One popular approach to battle waste is to streamline changeovers. Changing machines from one set-up to another is often a time-consuming exercise. Hence, in lean manufacturing, reducing changeover times is a well-known method for improving efficiency. In this post, we will go through the basic approach of improving changeover time, also known as quick changeover or single minute exchange of die (SMED).

This post is part of a series of posts on SMED, for the others see below:

Priorities!

Most commonly, a SMED workshop is broken into six steps, which will be explained below. However, as with any improvement project, the first question you should ask yourself is, “Is this my biggest problem right now?” As always, you should have an overview of the problems you are facing and have them prioritized. When you’ve decided which problem to address, then you should look for solutions. Only after finding problems, prioritizing them, and looking for possible solutions, should SMED pop up as one possible answer. Only then should you do a SMED workshop!

Unfortunately, I too often see examples where a SMED workshop is done only for the sake of SMED, wasting time and effort on improving something that is not really a focus area. Too often, middle managers instruct their subordinates to do SMED without knowing if this is really the best step to improve the company. If you find yourself in this situation, see if you can convince your superior to adjust his/her approach. If you can’t convince him – or if you know by experience that your boss is always right – then, for the sake of your career, go ahead and do a SMED.

In any case, regardless if you do a SMED because it is the right thing to do or merely because someone told you to do it, here are the six fundamental steps of SMED.

Preparation

Set up a Team

For a good changeover workshop, it is necessary to gave a good team together.
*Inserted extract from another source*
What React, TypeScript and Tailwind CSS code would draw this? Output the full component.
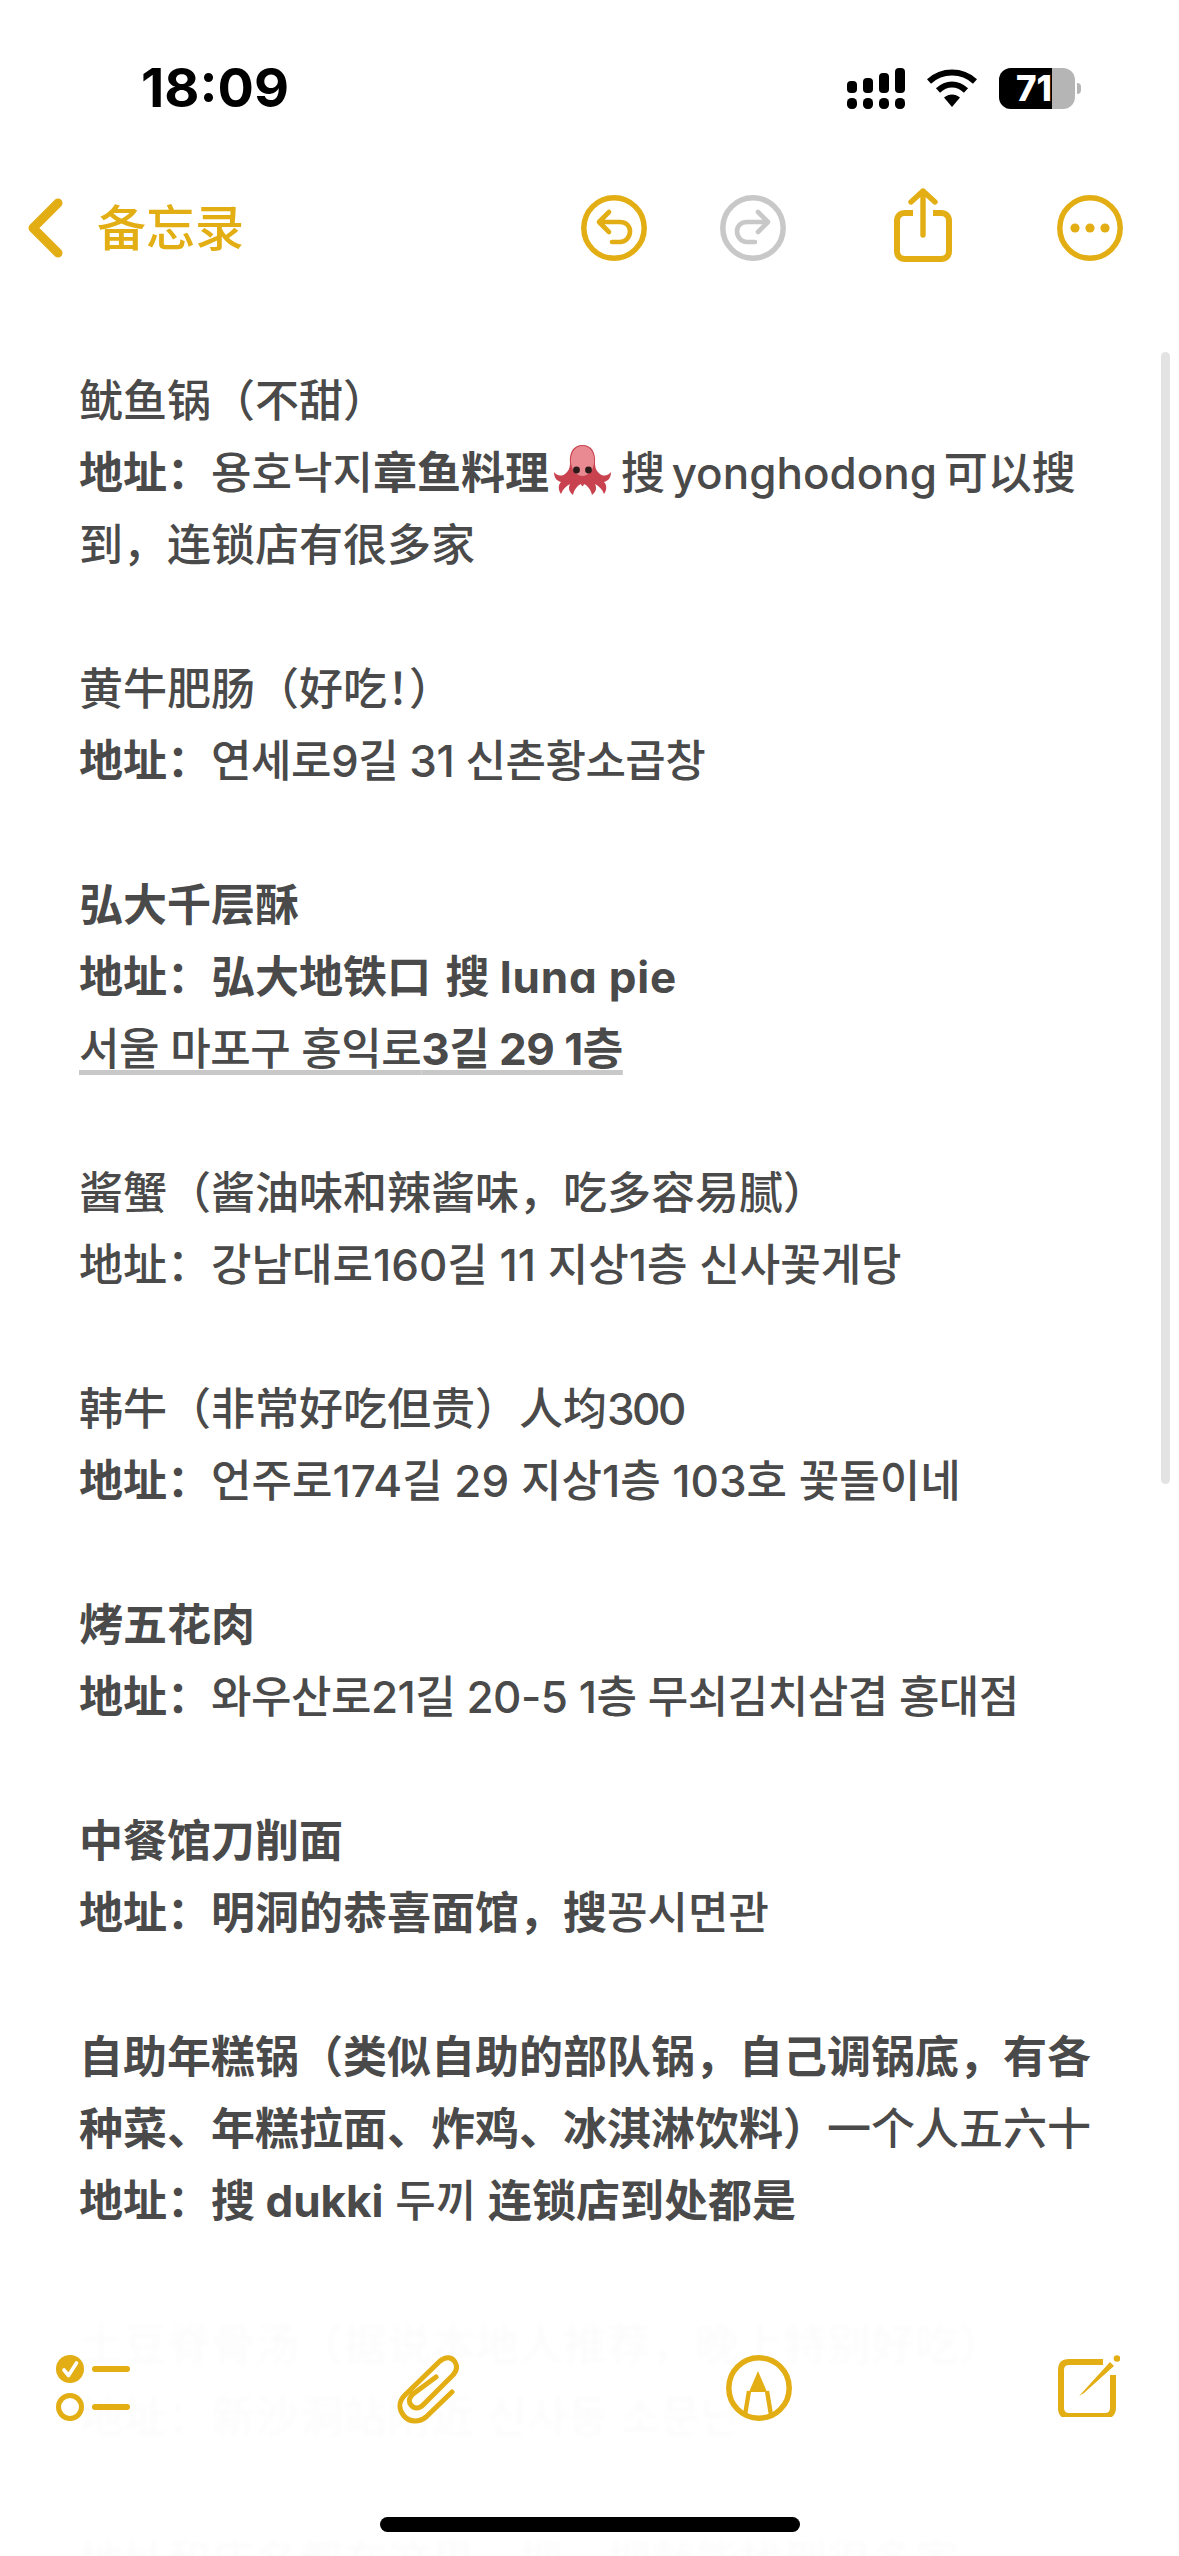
import React from "react";

const gold = "#e2ae14";

const Signal = () => (
  <svg width="58" height="41" viewBox="0 0 58 41" fill="#000">
    <rect x="0" y="13" width="10" height="12" rx="4" />
    <rect x="16" y="10" width="10" height="15" rx="4" />
    <rect x="32" y="5" width="10" height="20" rx="4" />
    <rect x="48" y="0" width="10" height="25" rx="4" />
    <rect x="0" y="30" width="10" height="11" rx="4.5" />
    <rect x="16" y="30" width="10" height="11" rx="4.5" />
    <rect x="32" y="30" width="10" height="11" rx="4.5" />
    <rect x="48" y="30" width="10" height="11" rx="4.5" />
  </svg>
);

const Wifi = () => (
  <svg width="50" height="38" viewBox="0 0 50 38" fill="none">
    <path d="M2 12.5C15 0.5 35 0.5 48 12.5" stroke="#000" strokeWidth="6" />
    <path d="M11 21.5C19.5 13.5 30.5 13.5 39 21.5" stroke="#000" strokeWidth="6" />
    <path d="M17 28.5C22 24.5 28 24.5 33 28.5L25 38Z" fill="#000" />
  </svg>
);

const Battery = () => (
  <div className="flex items-center">
    <div className="flex h-[41px] w-[76px] overflow-hidden rounded-[12px] bg-[#b5b5b5]">
      <div className="h-full w-[53px] overflow-hidden whitespace-nowrap bg-black pl-[17px] text-[35px] font-extrabold leading-[41px] text-white">
        71
      </div>
    </div>
    <div className="ml-[2px] h-[11px] w-[4px] rounded-r-full bg-[#b5b5b5]" />
  </div>
);

const Back = () => (
  <svg width="35" height="60" viewBox="0 0 35 60" fill="none">
    <path d="M30 5L5 30L30 55" stroke={gold} strokeWidth="9" strokeLinecap="round" strokeLinejoin="round" />
  </svg>
);

const Undo = ({ color, flip }: { color: string; flip?: boolean }) => (
  <svg width="66" height="66" viewBox="0 0 66 66" fill="none" className={flip ? "-scale-x-100" : ""}>
    <circle cx="33" cy="33" r="30.2" stroke={color} strokeWidth="5.5" />
    <path
      d="M28 17L18 27L28 37M18 27H39C45 27 49 31 49 36C49 42 45 47 39 47H31"
      stroke={color}
      strokeWidth="4.6"
      strokeLinecap="round"
      strokeLinejoin="round"
    />
  </svg>
);

const Share = () => (
  <svg width="58" height="74" viewBox="0 0 58 74" fill="none">
    <path d="M19 25H11C6 25 3 28 3 33V63C3 68 6 71 11 71H47C52 71 55 68 55 63V33C55 28 52 25 47 25H39" stroke={gold} strokeWidth="6" />
    <path d="M29 47V3M17 14L29 3L41 14" stroke={gold} strokeWidth="5.4" strokeLinecap="round" strokeLinejoin="round" />
  </svg>
);

const More = () => (
  <svg width="66" height="66" viewBox="0 0 66 66" fill="none">
    <circle cx="33" cy="33" r="30.2" stroke={gold} strokeWidth="5.5" />
    <circle cx="18" cy="33" r="4.6" fill={gold} />
    <circle cx="33" cy="33" r="4.6" fill={gold} />
    <circle cx="48" cy="33" r="4.6" fill={gold} />
  </svg>
);

const Checklist = () => (
  <svg width="74" height="66" viewBox="0 0 74 66" fill="none">
    <circle cx="14" cy="14" r="14" fill={gold} />
    <path d="M8 15L12.5 20.5L20.5 8" stroke="#fff" strokeWidth="3.6" strokeLinecap="round" strokeLinejoin="round" />
    <circle cx="14" cy="52" r="11.5" stroke={gold} strokeWidth="5" />
    <path d="M39 14H71M39 52H71" stroke={gold} strokeWidth="6" strokeLinecap="round" />
  </svg>
);

const Clip = () => (
  <svg width="63" height="69" viewBox="0 0 63 69" fill="none">
    <path
      d="M56 37L30 62C24 67 14 68 8 61C2 54 3 46 9 40L44 6C50 1 56 2 59 7C62 12 60 17 56 21L27 50C23 54 18 54 15 50C12 46 13 43 17 39L40 22"
      stroke={gold}
      strokeWidth="5"
      strokeLinecap="round"
      strokeLinejoin="round"
    />
  </svg>
);

const Markup = () => (
  <svg width="66" height="66" viewBox="0 0 66 66" fill="none">
    <circle cx="33" cy="33" r="30.2" stroke={gold} strokeWidth="5.5" />
    <path d="M32 16L23 37H41Z" fill={gold} />
    <path d="M23 36L19 60M41 36L45 60" stroke={gold} strokeWidth="4.4" />
  </svg>
);

const Compose = () => (
  <svg width="62" height="62" viewBox="0 0 62 62" fill="none">
    <path d="M45 7H11C5.500 7 3 10 3 15V53C3 58 5.500 61 11 61H47C52 61 55 58 55 53V20" stroke={gold} strokeWidth="6" />
    <path d="M22 40L52 7L56 11L26 38L21 41Z" fill={gold} />
    <circle cx="59" cy="3.500" r="3.300" fill={gold} />
  </svg>
);

const Octopus = () => (
  <svg width="57" height="50" viewBox="0 0 57 50" className="ml-[5px] mr-[10px] inline-block align-[-6px]">
    <path
      d="M28.500 0C38 0 42 8 41 18C41 22 42 26 46 29C50 32 55 30 57 27C57 33 54 36 50 37C53 40 53 45 50 49C48 44 45 41 41 39C43 43 42 47 38 50C37 45 34 41 30 39C29 42 28 42 27 39C23 41 20 45 19 50C15 47 14 43 16 39C12 41 9 44 7 49C4 45 4 40 7 37C3 36 0 33 0 27C2 30 7 32 11 29C15 26 16 22 16 18C15 8 19 0 28.500 0Z"
      fill="#c8434f"
    />
    <path d="M28.500 1C37 1 41 9 40 18C39 26 34 31 28.500 31C23 31 18 26 17 18C16 9 20 1 28.500 1Z" fill="#e98a92" />
    <circle cx="22.500" cy="25" r="3.400" fill="#2a1a1a" />
    <circle cx="34.500" cy="25" r="3.400" fill="#2a1a1a" />
  </svg>
);

const Line = ({ children }: { children?: React.ReactNode }) => (
  <p className="h-[72px] whitespace-pre">{children}</p>
);

// hangul in the note runs a touch tighter than the fallback font
const Ko = ({ children }: { children: React.ReactNode }) => (
  <span className="tracking-[-0.5px]">{children}</span>
);

const App = () => {
  return (
    <div className="relative flex h-[2556px] w-[1179px] flex-col overflow-hidden bg-white font-['Inter','Noto_Sans_CJK_SC','Noto_Sans_CJK_KR',sans-serif]">
      <div className="mt-[44px] flex h-[88px] shrink-0 items-center pl-[141px] pr-[98px]">
        <span className="text-[54px] font-bold leading-none text-black">18:09</span>
        <div className="ml-auto flex items-center gap-[22px]">
          <Signal />
          <Wifi />
          <Battery />
        </div>
      </div>

      <div className="flex h-[192px] shrink-0 items-center pl-[28px] pr-[56px]">
        <Back />
        <span className="ml-[34px] text-[49px] font-medium leading-none" style={{ color: gold }}>
          备忘录
        </span>
        <div className="ml-auto flex items-center">
          <Undo color={gold} />
          <div className="ml-[73px]">
            <Undo color="#c8c8c8" flip />
          </div>
          <div className="mb-[6px] ml-[108px]">
            <Share />
          </div>
          <div className="ml-[105px]">
            <More />
          </div>
        </div>
      </div>

      <div className="shrink-0 pl-[79px] pt-[41px] text-[44px] font-medium leading-[72px] text-[#4a4a4a]">
        <Line>鱿鱼锅（不甜）</Line>
        <Line>
          <b>地址：</b>용호낙지<b>章鱼料理</b>
          <Octopus />
          <span className="[word-spacing:-5px]">搜 yonghodong 可以搜</span>
        </Line>
        <Line>到，连锁店有很多家</Line>
        <Line />
        <Line>
          黄牛肥肠（好吃<span className="[font-feature-settings:'halt']">！）</span>
        </Line>
        <Line>
          <b>地址：</b>
          <Ko>연세로9길 31 신촌황소곱창</Ko>
        </Line>
        <Line />
        <Line>
          <b>弘大千层酥</b>
        </Line>
        <Line>
          <b>
            地址：弘大地铁口 <span className="ml-[4px]">搜</span>{" "}
            <span className="tracking-[0.8px] [font-feature-settings:'cv11']">luna pie</span>
          </b>
        </Line>
        <Line>
          <span className="underline decoration-[#c8c8c8] decoration-[5px] underline-offset-[5px]">
            <Ko>
              서울 마포구 홍익로<b>3길 29 1층</b>
            </Ko>
          </span>
        </Line>
        <Line />
        <Line>酱蟹（酱油味和辣酱味，吃多容易腻）</Line>
        <Line>地址：강남대로160길 11 지상1층 신사꽃게당</Line>
        <Line />
        <Line>
          韩牛（非常好吃但贵）人均<span className="tracking-[-2.5px]">300</span>
        </Line>
        <Line>
          <b>地址：</b>언주로174길 29 지상1층 103호 꽃돌이네
        </Line>
        <Line />
        <Line>
          <b>烤五花肉</b>
        </Line>
        <Line>
          <b>地址：</b>
          <Ko>와우산로21길 20-5 1층 무쇠김치삼겹 홍대점</Ko>
        </Line>
        <Line />
        <Line>
          <b>中餐馆刀削面</b>
        </Line>
        <Line>
          <b>地址：明洞的恭喜面馆，搜</b>꽁시면관
        </Line>
        <Line />
        <Line>
          <b>自助年糕锅（类似自助的部队锅，自己调锅底，有各</b>
        </Line>
        <Line>
          <b>种菜、年糕拉面、炸鸡、冰淇淋饮料）</b>一个人五六十
        </Line>
        <Line>
          <b>地址：搜 dukki</b> 두끼 <b>连锁店到处都是</b>
        </Line>
        <Line />
        <Line>土豆脊骨汤（据说本地人推荐，晚上特别好吃）</Line>
        <Line>地址：新沙洞站附近 신사동 소문난</Line>
        <Line />
        <Line>地址和店名都在这里，搜一搜就能找到很多家</Line>
      </div>

      {/* scroll indicator */}
      <div className="absolute right-[9px] top-[352px] h-[1132px] w-[9px] rounded-full bg-[#e3e3e3]" />

      {/* toolbar lies over the note text */}
      <div className="absolute inset-x-0 bottom-0 flex h-[266px] items-start justify-between bg-white/[0.98] pl-[56px] pr-[59px] pt-[65px] backdrop-blur-[2px]">
        <Checklist />
        <Clip />
        <Markup />
        <Compose />
      </div>
      <div className="absolute bottom-[24px] left-[380px] h-[15px] w-[420px] rounded-full bg-black" />
    </div>
  );
};

export default App;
This should be between three and five people, including an operator and/or a foreman doing the changeovers and an engineer or technician familiar with the machines and processes.

What to Measure

Before you start measuring, you should make sure that you get the entire process measured, not just part of it. The changeover itself starts after the last part produced at full speed and ends with the first part produced at full speed. It is easy to overlook, for example, times where the machine is running already but the operator still adjusts the settings and hence the machine is slower than planned. Additionally, there may be actions done before or after the changeover where, for example, a new tool is brought to the machine and the old tool is put back in storage afterward. These should also be observed.

Inform the Workers

Whenever you measure times on the shop floor, or even take video, you should inform the workers and their representatives and get their agreement. This makes things go much smoother. Even if you legally have the right to measure and take videos without the workers’ consent, it is almost certain that your measurements will be worthless. If the workers disagree with you measuring them, they can easily mess up your measurements by working extra slow. In many cases, you wouldn’t notice if they added additional steps to the procedure. Hence, get their agreement.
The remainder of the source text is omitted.